Find the lines with "components" in them and copy them out.

* * *

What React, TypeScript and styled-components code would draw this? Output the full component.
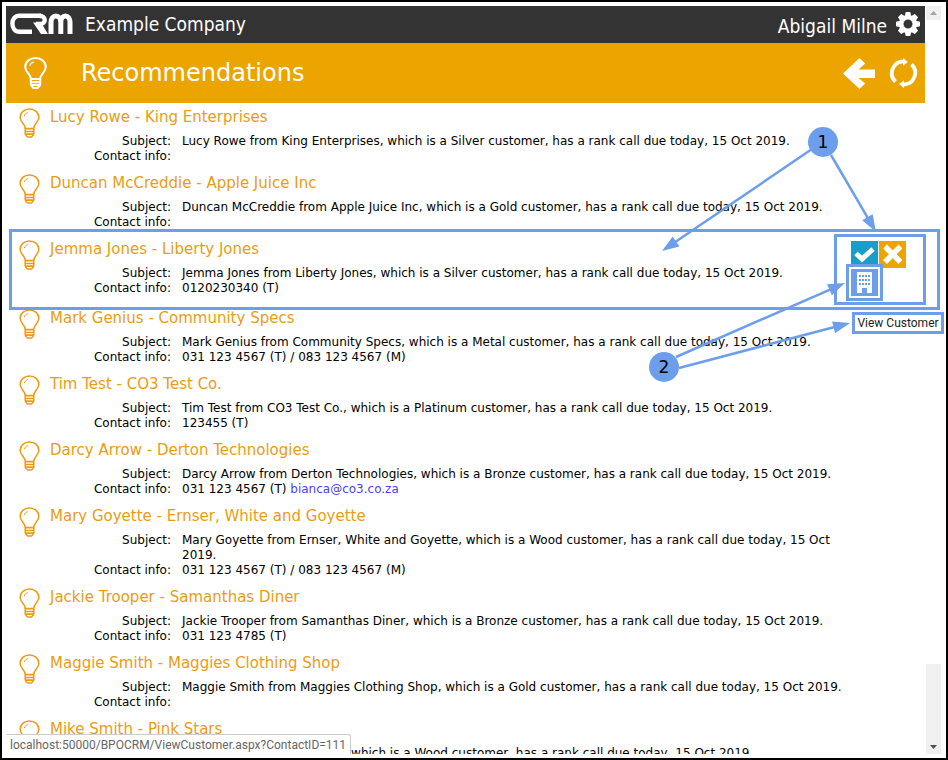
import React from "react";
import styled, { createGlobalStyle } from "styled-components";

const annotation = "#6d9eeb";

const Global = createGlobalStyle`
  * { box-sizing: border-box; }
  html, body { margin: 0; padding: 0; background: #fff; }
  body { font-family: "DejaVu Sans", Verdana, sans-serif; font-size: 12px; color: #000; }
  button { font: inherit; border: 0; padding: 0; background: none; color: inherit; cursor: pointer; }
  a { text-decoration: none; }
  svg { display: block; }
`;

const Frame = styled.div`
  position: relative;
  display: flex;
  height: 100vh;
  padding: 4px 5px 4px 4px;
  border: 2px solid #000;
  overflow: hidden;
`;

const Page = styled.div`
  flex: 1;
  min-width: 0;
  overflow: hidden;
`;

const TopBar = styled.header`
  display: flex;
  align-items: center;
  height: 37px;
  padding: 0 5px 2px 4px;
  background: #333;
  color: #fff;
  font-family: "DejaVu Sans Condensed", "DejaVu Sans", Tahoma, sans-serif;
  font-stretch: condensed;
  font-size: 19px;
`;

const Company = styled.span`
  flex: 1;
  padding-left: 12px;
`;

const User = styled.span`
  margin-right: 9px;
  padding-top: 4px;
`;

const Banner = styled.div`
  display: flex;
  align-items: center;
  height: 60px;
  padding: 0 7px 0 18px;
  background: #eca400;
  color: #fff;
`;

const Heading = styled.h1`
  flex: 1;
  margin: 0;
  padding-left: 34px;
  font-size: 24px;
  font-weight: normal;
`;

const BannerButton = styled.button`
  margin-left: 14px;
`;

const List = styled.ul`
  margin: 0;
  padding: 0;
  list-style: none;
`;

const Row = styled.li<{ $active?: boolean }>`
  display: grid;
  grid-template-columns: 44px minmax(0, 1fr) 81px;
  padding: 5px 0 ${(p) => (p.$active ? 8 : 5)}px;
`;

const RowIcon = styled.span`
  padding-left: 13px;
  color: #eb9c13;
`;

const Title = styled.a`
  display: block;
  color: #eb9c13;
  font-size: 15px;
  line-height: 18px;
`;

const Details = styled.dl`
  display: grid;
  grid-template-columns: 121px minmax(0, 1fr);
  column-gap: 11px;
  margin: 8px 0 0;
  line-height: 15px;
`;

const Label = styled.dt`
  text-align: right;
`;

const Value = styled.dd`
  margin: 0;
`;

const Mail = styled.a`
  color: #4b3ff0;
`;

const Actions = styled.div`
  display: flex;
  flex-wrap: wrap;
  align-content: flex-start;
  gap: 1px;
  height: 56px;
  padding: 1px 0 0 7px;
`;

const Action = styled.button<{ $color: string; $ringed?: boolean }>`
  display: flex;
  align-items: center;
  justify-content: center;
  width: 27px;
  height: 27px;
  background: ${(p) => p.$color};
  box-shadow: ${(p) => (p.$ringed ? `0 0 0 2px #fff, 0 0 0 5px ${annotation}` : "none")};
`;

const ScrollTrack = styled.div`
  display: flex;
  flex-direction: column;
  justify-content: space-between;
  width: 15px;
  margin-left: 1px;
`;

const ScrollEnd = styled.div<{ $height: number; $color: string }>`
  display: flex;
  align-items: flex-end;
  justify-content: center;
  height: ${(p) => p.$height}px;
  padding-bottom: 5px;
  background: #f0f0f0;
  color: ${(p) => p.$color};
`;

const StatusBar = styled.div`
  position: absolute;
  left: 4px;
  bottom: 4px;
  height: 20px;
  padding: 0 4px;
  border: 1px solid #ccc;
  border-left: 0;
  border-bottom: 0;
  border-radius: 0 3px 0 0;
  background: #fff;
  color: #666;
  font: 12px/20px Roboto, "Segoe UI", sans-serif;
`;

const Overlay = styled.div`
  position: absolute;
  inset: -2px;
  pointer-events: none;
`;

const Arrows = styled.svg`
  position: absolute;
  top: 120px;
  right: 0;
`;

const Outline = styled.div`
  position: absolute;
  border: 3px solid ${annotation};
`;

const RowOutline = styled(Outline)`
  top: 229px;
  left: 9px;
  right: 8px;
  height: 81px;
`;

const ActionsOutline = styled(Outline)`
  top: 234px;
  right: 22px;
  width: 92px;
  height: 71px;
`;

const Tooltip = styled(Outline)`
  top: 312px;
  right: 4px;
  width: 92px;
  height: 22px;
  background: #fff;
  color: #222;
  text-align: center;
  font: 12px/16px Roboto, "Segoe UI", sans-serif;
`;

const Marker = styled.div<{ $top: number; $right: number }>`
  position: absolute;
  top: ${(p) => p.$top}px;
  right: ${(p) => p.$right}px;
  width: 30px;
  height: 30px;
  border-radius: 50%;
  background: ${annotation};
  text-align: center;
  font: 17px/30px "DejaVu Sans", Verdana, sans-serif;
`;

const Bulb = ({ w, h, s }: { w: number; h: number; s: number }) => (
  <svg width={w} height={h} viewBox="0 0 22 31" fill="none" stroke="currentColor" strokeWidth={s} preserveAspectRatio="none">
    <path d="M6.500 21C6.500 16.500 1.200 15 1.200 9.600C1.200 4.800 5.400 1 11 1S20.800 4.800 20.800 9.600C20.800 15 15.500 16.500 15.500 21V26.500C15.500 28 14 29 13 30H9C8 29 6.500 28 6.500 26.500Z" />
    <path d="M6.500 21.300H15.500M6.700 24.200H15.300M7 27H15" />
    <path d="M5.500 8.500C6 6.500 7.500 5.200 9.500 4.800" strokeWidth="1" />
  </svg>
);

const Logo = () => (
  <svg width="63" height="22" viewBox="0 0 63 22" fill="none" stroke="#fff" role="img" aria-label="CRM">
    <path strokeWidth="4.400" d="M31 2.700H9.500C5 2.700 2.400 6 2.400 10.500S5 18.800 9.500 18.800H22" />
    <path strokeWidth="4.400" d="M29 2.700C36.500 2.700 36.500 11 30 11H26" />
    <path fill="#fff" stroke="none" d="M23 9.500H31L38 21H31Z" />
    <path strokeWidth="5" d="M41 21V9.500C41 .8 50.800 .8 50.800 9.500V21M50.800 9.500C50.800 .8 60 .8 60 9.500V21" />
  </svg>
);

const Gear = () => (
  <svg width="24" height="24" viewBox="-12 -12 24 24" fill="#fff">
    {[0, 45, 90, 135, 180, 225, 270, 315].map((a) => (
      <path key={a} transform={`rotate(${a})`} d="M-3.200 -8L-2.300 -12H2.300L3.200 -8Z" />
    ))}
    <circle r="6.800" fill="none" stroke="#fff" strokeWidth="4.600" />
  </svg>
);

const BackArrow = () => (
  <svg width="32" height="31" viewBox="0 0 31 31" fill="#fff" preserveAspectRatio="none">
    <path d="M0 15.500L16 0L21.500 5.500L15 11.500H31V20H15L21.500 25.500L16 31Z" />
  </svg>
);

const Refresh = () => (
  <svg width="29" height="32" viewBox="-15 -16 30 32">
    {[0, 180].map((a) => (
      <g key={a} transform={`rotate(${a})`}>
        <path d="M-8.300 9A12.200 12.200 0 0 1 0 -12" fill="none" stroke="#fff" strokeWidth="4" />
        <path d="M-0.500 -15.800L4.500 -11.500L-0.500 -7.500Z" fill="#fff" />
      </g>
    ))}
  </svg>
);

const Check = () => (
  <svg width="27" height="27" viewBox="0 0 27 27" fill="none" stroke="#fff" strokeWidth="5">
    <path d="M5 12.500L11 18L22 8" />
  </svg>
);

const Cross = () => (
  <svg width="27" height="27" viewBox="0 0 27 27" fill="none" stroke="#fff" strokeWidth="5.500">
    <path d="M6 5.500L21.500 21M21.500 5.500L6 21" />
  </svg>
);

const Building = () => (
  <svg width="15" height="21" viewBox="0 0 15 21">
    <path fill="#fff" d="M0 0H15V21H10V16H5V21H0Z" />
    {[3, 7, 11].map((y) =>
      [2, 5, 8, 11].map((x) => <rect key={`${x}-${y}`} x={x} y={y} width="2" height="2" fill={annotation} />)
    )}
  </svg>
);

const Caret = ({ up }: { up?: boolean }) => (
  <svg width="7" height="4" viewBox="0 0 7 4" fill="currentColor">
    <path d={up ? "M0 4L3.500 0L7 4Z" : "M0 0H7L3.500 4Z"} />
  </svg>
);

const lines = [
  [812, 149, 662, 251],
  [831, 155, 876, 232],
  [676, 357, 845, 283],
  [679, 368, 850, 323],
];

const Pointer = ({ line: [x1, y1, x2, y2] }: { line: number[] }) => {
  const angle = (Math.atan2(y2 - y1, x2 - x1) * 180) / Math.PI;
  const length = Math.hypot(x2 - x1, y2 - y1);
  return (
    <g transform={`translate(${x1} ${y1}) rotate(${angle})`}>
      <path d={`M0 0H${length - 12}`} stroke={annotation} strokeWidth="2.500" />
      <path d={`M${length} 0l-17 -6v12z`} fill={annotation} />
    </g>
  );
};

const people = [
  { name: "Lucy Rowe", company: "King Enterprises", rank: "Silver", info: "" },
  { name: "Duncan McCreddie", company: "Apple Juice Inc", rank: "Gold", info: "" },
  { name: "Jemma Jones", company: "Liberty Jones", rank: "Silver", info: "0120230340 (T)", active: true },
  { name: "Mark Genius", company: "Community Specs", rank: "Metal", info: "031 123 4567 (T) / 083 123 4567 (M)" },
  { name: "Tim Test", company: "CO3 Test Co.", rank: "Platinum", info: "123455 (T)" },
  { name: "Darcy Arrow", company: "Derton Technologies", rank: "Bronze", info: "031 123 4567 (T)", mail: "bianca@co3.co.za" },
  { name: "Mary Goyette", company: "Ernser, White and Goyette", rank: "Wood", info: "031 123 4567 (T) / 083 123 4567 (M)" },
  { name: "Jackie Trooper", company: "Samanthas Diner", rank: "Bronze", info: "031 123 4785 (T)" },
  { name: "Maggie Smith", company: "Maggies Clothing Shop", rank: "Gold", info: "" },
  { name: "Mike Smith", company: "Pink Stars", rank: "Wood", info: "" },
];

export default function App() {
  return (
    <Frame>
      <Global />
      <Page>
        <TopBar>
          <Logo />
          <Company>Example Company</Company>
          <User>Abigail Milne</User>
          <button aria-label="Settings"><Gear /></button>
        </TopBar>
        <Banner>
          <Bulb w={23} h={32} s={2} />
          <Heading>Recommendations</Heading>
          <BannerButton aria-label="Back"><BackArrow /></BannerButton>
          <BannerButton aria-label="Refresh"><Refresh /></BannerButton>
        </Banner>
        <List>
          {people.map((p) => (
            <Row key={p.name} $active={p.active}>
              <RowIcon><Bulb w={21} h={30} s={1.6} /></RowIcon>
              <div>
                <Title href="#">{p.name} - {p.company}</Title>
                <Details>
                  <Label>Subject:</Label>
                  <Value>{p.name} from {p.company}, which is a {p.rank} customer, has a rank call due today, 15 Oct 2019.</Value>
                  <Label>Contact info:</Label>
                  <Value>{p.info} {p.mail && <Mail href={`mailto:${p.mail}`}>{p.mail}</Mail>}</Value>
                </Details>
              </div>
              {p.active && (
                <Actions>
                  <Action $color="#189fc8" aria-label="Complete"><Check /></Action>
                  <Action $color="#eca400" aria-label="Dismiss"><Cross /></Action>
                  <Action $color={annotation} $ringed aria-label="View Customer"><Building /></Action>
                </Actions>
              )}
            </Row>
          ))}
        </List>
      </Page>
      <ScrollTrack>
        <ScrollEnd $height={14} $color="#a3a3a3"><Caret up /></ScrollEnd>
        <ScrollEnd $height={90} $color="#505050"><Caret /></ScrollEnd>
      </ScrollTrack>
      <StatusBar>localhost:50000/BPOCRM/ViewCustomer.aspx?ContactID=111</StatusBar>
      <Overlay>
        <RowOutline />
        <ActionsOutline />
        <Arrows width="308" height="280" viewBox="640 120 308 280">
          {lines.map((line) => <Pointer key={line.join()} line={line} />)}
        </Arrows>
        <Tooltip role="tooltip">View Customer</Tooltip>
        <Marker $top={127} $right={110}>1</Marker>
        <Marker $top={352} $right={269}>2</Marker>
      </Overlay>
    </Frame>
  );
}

* * *

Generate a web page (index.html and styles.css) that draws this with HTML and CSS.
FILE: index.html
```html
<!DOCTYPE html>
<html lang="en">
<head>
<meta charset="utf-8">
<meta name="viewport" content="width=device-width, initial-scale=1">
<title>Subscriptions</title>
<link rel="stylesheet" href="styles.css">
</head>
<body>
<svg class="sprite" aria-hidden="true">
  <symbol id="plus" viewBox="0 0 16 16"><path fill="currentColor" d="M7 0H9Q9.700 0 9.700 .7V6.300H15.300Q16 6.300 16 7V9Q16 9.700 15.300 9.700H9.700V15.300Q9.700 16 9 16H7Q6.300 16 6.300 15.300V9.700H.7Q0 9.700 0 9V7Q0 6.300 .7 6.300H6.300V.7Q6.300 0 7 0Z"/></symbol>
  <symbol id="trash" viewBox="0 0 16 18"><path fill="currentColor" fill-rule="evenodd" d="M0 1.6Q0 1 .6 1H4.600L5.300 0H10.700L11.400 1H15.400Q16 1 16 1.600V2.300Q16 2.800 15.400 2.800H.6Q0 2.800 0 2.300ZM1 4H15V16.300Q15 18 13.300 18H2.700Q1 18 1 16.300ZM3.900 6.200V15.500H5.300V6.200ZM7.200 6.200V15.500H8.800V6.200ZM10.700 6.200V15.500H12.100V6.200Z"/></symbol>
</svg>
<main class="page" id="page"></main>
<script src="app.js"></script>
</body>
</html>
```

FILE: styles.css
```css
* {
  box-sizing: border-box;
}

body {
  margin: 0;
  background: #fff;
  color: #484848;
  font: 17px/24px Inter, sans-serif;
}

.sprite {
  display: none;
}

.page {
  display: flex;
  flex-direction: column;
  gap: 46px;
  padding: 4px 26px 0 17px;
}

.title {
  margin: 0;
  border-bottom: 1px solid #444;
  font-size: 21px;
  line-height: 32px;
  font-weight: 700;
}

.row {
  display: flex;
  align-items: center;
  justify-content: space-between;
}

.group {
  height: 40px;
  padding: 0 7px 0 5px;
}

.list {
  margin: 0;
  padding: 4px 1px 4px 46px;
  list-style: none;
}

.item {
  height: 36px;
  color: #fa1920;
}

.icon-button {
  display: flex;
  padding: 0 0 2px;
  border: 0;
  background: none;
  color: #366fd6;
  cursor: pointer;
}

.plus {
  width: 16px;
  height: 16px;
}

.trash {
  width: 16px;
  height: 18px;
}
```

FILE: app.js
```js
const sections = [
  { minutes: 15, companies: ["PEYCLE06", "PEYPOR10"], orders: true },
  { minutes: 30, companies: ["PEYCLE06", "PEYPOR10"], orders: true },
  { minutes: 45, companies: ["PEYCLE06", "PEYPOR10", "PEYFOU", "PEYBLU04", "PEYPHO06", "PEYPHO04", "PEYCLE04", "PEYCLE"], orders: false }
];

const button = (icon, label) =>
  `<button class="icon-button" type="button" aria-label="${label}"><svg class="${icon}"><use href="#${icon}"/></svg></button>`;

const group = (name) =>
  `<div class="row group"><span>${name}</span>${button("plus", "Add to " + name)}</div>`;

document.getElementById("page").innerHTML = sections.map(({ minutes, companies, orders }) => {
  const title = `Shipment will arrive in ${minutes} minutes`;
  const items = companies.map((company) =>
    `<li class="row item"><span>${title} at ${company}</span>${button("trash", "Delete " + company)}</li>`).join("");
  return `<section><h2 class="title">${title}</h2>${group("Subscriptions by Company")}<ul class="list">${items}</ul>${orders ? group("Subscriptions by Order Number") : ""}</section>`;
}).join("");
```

* * *

ANSWER TO THIS PROBLEM
What React, TypeScript and styled-components code would draw this? Output the full component.
import styled, { createGlobalStyle } from "styled-components";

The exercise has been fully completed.